>> START Data section

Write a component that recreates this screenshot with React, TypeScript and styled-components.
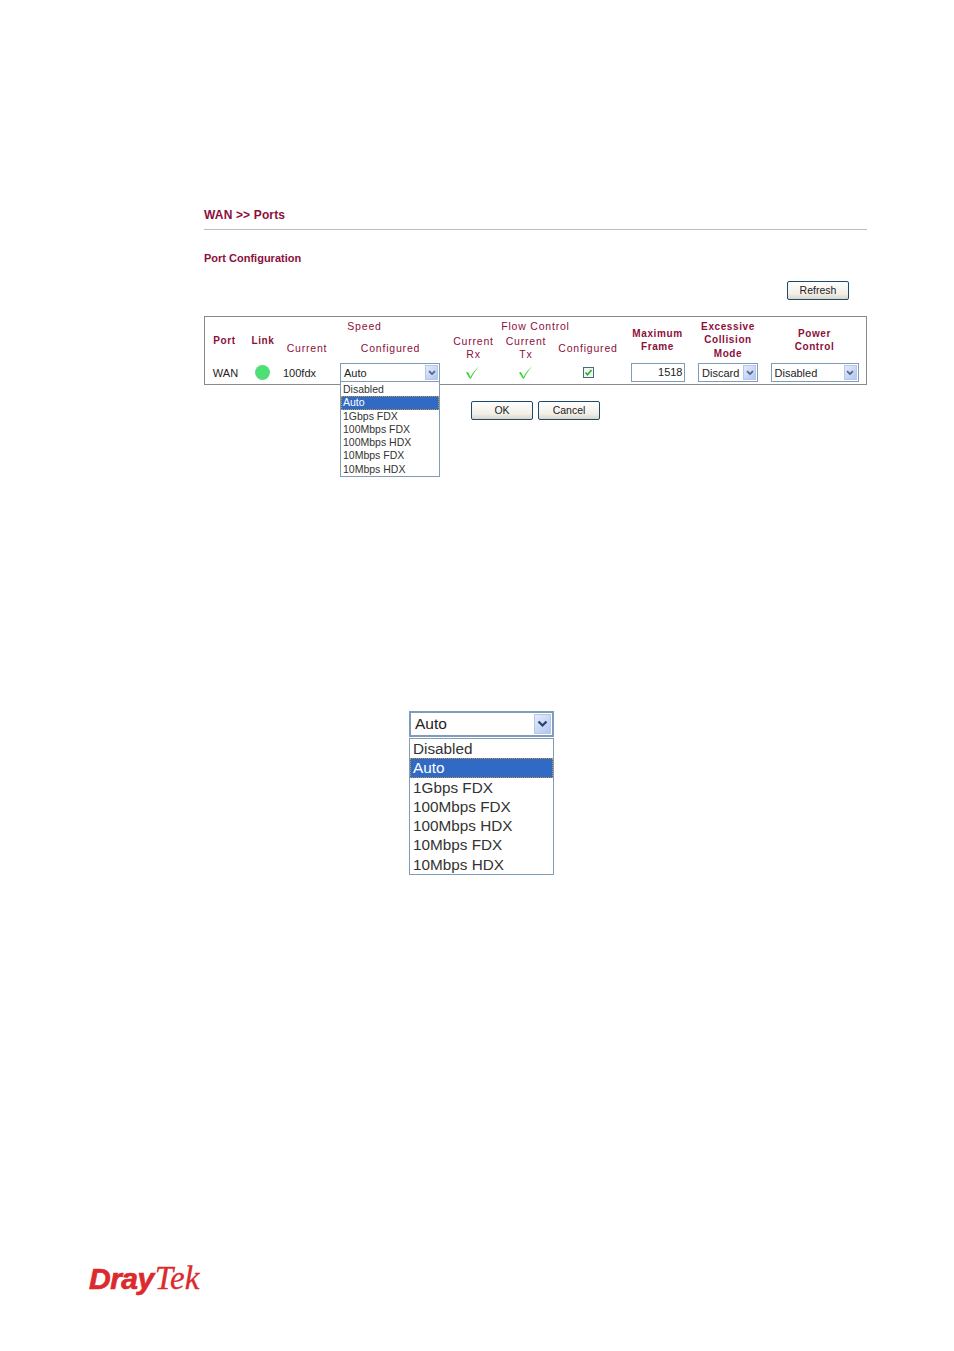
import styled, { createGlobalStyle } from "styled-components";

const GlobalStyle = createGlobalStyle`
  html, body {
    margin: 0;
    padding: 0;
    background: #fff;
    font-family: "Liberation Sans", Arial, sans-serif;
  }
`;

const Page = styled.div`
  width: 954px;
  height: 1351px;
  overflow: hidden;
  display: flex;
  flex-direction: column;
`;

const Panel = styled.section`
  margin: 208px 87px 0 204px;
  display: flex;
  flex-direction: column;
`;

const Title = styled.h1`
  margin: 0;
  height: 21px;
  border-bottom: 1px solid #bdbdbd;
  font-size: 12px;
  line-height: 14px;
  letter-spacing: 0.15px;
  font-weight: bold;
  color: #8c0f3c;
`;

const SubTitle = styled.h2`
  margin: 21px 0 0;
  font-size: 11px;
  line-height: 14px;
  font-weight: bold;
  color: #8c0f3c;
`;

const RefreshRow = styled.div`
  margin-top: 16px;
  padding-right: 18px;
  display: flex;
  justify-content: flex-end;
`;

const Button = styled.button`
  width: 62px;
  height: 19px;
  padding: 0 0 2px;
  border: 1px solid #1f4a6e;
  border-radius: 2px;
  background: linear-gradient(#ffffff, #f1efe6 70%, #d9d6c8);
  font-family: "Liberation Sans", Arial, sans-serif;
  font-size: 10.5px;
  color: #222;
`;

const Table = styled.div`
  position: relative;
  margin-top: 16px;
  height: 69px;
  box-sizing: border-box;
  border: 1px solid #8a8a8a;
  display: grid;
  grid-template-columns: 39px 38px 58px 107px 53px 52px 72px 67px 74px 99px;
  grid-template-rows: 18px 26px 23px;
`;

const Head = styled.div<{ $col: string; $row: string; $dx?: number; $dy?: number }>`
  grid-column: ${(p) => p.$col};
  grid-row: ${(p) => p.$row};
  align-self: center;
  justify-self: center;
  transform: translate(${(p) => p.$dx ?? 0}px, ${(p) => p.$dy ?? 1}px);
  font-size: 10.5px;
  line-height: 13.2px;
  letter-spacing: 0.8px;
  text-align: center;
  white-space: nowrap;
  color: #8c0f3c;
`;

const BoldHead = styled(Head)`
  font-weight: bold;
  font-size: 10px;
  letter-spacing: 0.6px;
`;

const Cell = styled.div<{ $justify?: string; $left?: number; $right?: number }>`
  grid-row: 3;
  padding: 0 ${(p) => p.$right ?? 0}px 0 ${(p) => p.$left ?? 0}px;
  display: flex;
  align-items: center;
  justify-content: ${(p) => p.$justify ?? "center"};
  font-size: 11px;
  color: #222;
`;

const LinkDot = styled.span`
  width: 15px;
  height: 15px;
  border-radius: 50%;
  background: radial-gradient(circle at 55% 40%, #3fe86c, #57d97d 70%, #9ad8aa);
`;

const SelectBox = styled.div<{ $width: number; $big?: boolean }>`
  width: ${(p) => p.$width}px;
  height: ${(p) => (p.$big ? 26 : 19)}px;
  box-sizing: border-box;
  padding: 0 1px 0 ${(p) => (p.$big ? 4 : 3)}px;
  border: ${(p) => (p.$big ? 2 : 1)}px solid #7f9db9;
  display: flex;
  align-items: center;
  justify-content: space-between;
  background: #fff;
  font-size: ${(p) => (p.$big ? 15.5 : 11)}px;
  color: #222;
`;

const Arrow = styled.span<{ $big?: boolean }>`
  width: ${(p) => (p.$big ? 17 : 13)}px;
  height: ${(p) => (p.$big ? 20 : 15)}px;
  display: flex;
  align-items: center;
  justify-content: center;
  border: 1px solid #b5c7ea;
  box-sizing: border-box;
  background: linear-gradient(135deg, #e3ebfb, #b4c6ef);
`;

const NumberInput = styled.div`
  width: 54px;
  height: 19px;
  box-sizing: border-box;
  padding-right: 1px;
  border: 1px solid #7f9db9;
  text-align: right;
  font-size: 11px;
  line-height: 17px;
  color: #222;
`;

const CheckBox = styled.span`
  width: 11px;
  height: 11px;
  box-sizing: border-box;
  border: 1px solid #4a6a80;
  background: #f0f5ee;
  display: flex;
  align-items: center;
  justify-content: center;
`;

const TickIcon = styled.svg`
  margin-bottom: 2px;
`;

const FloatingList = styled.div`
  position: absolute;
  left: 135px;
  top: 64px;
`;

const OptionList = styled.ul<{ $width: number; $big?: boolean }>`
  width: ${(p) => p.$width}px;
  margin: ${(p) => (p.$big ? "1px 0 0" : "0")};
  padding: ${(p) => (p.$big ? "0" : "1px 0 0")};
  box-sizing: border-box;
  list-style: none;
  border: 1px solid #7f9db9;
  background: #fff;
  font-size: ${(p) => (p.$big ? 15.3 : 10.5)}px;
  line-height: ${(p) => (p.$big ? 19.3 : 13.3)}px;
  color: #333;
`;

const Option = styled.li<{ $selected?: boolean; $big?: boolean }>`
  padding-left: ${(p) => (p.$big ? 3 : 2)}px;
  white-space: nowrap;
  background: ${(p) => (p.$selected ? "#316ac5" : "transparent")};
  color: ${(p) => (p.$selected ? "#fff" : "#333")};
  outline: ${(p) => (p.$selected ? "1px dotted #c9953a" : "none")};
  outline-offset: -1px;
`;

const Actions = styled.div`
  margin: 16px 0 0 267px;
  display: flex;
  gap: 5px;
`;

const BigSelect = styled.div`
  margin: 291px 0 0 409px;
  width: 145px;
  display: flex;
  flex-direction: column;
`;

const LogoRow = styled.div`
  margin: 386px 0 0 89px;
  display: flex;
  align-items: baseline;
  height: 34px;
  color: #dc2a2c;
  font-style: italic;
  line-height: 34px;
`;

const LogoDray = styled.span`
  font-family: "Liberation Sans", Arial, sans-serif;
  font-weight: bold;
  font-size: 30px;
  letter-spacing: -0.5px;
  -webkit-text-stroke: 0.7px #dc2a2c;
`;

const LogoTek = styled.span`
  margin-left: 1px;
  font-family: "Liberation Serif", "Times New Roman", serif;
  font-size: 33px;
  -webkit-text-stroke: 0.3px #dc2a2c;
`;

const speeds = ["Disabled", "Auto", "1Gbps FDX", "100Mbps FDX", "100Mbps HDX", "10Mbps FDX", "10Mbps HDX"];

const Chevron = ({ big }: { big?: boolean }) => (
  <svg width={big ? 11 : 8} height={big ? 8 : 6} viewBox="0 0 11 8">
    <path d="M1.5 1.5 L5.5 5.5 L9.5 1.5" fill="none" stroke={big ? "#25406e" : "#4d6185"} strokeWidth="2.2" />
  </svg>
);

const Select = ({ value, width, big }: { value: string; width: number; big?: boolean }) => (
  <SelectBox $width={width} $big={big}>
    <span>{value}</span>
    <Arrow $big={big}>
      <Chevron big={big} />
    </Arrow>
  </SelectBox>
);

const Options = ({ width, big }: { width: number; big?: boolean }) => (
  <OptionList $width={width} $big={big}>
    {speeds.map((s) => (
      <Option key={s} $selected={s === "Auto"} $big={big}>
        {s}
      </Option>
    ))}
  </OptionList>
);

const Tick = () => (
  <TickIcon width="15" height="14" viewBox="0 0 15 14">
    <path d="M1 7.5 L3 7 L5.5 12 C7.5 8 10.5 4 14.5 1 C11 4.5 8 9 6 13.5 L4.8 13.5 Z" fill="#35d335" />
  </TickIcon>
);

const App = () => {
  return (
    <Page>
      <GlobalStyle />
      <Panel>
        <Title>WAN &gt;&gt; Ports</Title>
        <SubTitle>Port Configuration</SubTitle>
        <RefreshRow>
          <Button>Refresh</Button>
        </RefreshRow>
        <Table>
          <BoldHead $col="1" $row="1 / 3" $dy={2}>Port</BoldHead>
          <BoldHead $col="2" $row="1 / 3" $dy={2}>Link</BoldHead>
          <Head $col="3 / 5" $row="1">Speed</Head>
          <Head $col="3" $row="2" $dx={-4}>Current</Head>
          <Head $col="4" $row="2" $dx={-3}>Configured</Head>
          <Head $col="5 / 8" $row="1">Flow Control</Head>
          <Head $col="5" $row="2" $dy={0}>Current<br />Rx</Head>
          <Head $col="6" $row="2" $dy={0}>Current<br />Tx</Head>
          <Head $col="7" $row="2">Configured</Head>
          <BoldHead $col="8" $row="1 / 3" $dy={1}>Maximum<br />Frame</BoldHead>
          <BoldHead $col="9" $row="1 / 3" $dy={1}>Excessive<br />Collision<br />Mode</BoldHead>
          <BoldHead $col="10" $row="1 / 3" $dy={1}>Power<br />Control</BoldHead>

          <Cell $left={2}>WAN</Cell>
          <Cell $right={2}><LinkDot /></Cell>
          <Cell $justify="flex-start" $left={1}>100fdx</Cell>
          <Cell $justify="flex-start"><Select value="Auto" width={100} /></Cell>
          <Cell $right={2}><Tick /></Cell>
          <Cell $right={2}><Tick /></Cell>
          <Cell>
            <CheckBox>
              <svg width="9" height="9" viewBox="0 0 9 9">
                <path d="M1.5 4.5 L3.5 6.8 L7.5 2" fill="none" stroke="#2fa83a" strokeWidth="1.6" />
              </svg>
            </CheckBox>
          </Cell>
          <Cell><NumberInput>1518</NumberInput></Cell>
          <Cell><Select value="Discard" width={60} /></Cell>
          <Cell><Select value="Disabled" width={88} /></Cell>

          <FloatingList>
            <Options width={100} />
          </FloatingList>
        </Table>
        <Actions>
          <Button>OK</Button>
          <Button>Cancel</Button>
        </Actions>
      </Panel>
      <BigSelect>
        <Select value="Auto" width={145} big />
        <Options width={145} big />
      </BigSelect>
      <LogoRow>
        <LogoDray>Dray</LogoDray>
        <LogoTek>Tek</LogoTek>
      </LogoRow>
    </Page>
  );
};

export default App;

>> END Data section

● **Work to be completed**
Extract lines where the string "components" occurs.

● **Answer to this problem**
Write a component that recreates this screenshot with React, TypeScript and styled-components.
import styled, { createGlobalStyle } from "styled-components";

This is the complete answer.